* BEGIN *

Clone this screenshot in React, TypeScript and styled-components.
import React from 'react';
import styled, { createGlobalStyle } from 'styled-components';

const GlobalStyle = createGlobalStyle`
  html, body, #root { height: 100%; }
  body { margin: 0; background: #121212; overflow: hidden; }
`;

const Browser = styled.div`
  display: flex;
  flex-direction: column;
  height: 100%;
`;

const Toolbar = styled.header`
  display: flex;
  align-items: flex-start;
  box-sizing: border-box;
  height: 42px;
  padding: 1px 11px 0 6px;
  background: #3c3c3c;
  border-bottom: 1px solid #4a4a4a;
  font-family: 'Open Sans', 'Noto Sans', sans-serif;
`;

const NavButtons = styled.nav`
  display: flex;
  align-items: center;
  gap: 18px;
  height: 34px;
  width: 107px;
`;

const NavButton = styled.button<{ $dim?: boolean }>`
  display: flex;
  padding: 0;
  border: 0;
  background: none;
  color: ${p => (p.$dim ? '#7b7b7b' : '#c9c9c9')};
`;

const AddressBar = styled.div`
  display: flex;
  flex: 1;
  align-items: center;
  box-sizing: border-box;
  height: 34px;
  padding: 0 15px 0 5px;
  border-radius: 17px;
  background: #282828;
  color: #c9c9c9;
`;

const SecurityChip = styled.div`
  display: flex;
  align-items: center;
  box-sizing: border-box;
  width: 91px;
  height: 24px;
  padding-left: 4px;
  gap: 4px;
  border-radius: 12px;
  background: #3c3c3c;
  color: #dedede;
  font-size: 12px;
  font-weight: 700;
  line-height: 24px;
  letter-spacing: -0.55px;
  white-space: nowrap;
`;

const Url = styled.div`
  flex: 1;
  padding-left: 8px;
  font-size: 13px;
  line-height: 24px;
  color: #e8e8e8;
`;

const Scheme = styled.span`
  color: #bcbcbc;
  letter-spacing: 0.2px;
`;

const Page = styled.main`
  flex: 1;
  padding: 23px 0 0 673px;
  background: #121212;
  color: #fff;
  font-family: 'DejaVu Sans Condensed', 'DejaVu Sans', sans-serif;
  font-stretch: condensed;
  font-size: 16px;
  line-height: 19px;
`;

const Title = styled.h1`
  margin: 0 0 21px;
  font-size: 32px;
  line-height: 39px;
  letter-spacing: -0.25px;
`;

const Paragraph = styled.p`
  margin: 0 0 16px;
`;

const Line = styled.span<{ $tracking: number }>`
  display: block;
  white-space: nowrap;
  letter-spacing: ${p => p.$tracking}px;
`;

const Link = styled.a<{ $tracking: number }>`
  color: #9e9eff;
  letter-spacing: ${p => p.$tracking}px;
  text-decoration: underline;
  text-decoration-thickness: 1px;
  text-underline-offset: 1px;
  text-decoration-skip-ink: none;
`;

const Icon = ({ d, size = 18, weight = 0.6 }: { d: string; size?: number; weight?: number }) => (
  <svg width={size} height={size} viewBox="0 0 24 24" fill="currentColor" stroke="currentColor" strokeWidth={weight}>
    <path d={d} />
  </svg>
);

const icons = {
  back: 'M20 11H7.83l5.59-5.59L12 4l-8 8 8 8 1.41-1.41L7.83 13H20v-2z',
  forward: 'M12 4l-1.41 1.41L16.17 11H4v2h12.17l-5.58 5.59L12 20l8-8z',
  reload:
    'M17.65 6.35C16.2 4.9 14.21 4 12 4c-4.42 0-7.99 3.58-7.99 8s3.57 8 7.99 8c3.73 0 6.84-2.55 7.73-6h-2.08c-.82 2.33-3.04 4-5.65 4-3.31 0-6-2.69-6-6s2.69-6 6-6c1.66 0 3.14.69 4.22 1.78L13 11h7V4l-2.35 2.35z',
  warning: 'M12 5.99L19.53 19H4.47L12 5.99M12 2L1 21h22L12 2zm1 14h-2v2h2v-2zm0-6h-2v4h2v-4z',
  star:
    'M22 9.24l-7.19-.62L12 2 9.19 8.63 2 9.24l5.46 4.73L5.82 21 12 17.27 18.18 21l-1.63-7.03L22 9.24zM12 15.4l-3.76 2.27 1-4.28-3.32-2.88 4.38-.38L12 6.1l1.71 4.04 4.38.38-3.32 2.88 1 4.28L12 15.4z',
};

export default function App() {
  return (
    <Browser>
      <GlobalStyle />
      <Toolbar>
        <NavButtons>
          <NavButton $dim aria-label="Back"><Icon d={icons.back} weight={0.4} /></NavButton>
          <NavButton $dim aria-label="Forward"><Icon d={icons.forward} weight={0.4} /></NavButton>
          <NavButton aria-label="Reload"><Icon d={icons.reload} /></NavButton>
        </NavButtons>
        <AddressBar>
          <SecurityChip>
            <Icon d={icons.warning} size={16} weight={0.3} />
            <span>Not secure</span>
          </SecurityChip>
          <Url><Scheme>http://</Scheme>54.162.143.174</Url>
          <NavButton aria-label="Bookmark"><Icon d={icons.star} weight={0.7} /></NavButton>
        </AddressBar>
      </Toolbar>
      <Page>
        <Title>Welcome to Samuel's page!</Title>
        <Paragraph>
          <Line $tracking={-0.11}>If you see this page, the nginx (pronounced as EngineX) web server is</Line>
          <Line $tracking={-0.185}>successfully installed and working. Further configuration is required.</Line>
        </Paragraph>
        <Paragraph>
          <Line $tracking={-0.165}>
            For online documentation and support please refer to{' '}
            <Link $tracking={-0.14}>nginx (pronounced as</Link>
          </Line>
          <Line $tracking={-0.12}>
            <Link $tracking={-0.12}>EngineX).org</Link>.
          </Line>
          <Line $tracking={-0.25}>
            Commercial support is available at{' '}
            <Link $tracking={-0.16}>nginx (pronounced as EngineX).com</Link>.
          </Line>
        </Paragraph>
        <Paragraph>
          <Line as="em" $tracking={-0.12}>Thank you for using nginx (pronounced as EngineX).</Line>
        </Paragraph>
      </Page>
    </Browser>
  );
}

* END *

§ **Exercise objective**: Quote the whole listing above, leaving nothing out.

§ **Reply**:
Clone this screenshot in React, TypeScript and styled-components.
import React from 'react';
import styled, { createGlobalStyle } from 'styled-components';

const GlobalStyle = createGlobalStyle`
  html, body, #root { height: 100%; }
  body { margin: 0; background: #121212; overflow: hidden; }
`;

const Browser = styled.div`
  display: flex;
  flex-direction: column;
  height: 100%;
`;

const Toolbar = styled.header`
  display: flex;
  align-items: flex-start;
  box-sizing: border-box;
  height: 42px;
  padding: 1px 11px 0 6px;
  background: #3c3c3c;
  border-bottom: 1px solid #4a4a4a;
  font-family: 'Open Sans', 'Noto Sans', sans-serif;
`;

const NavButtons = styled.nav`
  display: flex;
  align-items: center;
  gap: 18px;
  height: 34px;
  width: 107px;
`;

const NavButton = styled.button<{ $dim?: boolean }>`
  display: flex;
  padding: 0;
  border: 0;
  background: none;
  color: ${p => (p.$dim ? '#7b7b7b' : '#c9c9c9')};
`;

const AddressBar = styled.div`
  display: flex;
  flex: 1;
  align-items: center;
  box-sizing: border-box;
  height: 34px;
  padding: 0 15px 0 5px;
  border-radius: 17px;
  background: #282828;
  color: #c9c9c9;
`;

const SecurityChip = styled.div`
  display: flex;
  align-items: center;
  box-sizing: border-box;
  width: 91px;
  height: 24px;
  padding-left: 4px;
  gap: 4px;
  border-radius: 12px;
  background: #3c3c3c;
  color: #dedede;
  font-size: 12px;
  font-weight: 700;
  line-height: 24px;
  letter-spacing: -0.55px;
  white-space: nowrap;
`;

const Url = styled.div`
  flex: 1;
  padding-left: 8px;
  font-size: 13px;
  line-height: 24px;
  color: #e8e8e8;
`;

const Scheme = styled.span`
  color: #bcbcbc;
  letter-spacing: 0.2px;
`;

const Page = styled.main`
  flex: 1;
  padding: 23px 0 0 673px;
  background: #121212;
  color: #fff;
  font-family: 'DejaVu Sans Condensed', 'DejaVu Sans', sans-serif;
  font-stretch: condensed;
  font-size: 16px;
  line-height: 19px;
`;

const Title = styled.h1`
  margin: 0 0 21px;
  font-size: 32px;
  line-height: 39px;
  letter-spacing: -0.25px;
`;

const Paragraph = styled.p`
  margin: 0 0 16px;
`;

const Line = styled.span<{ $tracking: number }>`
  display: block;
  white-space: nowrap;
  letter-spacing: ${p => p.$tracking}px;
`;

const Link = styled.a<{ $tracking: number }>`
  color: #9e9eff;
  letter-spacing: ${p => p.$tracking}px;
  text-decoration: underline;
  text-decoration-thickness: 1px;
  text-underline-offset: 1px;
  text-decoration-skip-ink: none;
`;

const Icon = ({ d, size = 18, weight = 0.6 }: { d: string; size?: number; weight?: number }) => (
  <svg width={size} height={size} viewBox="0 0 24 24" fill="currentColor" stroke="currentColor" strokeWidth={weight}>
    <path d={d} />
  </svg>
);

const icons = {
  back: 'M20 11H7.83l5.59-5.59L12 4l-8 8 8 8 1.41-1.41L7.83 13H20v-2z',
  forward: 'M12 4l-1.41 1.41L16.17 11H4v2h12.17l-5.58 5.59L12 20l8-8z',
  reload:
    'M17.65 6.35C16.2 4.9 14.21 4 12 4c-4.42 0-7.99 3.58-7.99 8s3.57 8 7.99 8c3.73 0 6.84-2.55 7.73-6h-2.08c-.82 2.33-3.04 4-5.65 4-3.31 0-6-2.69-6-6s2.69-6 6-6c1.66 0 3.14.69 4.22 1.78L13 11h7V4l-2.35 2.35z',
  warning: 'M12 5.99L19.53 19H4.47L12 5.99M12 2L1 21h22L12 2zm1 14h-2v2h2v-2zm0-6h-2v4h2v-4z',
  star:
    'M22 9.24l-7.19-.62L12 2 9.19 8.63 2 9.24l5.46 4.73L5.82 21 12 17.27 18.18 21l-1.63-7.03L22 9.24zM12 15.4l-3.76 2.27 1-4.28-3.32-2.88 4.38-.38L12 6.1l1.71 4.04 4.38.38-3.32 2.88 1 4.28L12 15.4z',
};

export default function App() {
  return (
    <Browser>
      <GlobalStyle />
      <Toolbar>
        <NavButtons>
          <NavButton $dim aria-label="Back"><Icon d={icons.back} weight={0.4} /></NavButton>
          <NavButton $dim aria-label="Forward"><Icon d={icons.forward} weight={0.4} /></NavButton>
          <NavButton aria-label="Reload"><Icon d={icons.reload} /></NavButton>
        </NavButtons>
        <AddressBar>
          <SecurityChip>
            <Icon d={icons.warning} size={16} weight={0.3} />
            <span>Not secure</span>
          </SecurityChip>
          <Url><Scheme>http://</Scheme>54.162.143.174</Url>
          <NavButton aria-label="Bookmark"><Icon d={icons.star} weight={0.7} /></NavButton>
        </AddressBar>
      </Toolbar>
      <Page>
        <Title>Welcome to Samuel's page!</Title>
        <Paragraph>
          <Line $tracking={-0.11}>If you see this page, the nginx (pronounced as EngineX) web server is</Line>
          <Line $tracking={-0.185}>successfully installed and working. Further configuration is required.</Line>
        </Paragraph>
        <Paragraph>
          <Line $tracking={-0.165}>
            For online documentation and support please refer to{' '}
            <Link $tracking={-0.14}>nginx (pronounced as</Link>
          </Line>
          <Line $tracking={-0.12}>
            <Link $tracking={-0.12}>EngineX).org</Link>.
          </Line>
          <Line $tracking={-0.25}>
            Commercial support is available at{' '}
            <Link $tracking={-0.16}>nginx (pronounced as EngineX).com</Link>.
          </Line>
        </Paragraph>
        <Paragraph>
          <Line as="em" $tracking={-0.12}>Thank you for using nginx (pronounced as EngineX).</Line>
        </Paragraph>
      </Page>
    </Browser>
  );
}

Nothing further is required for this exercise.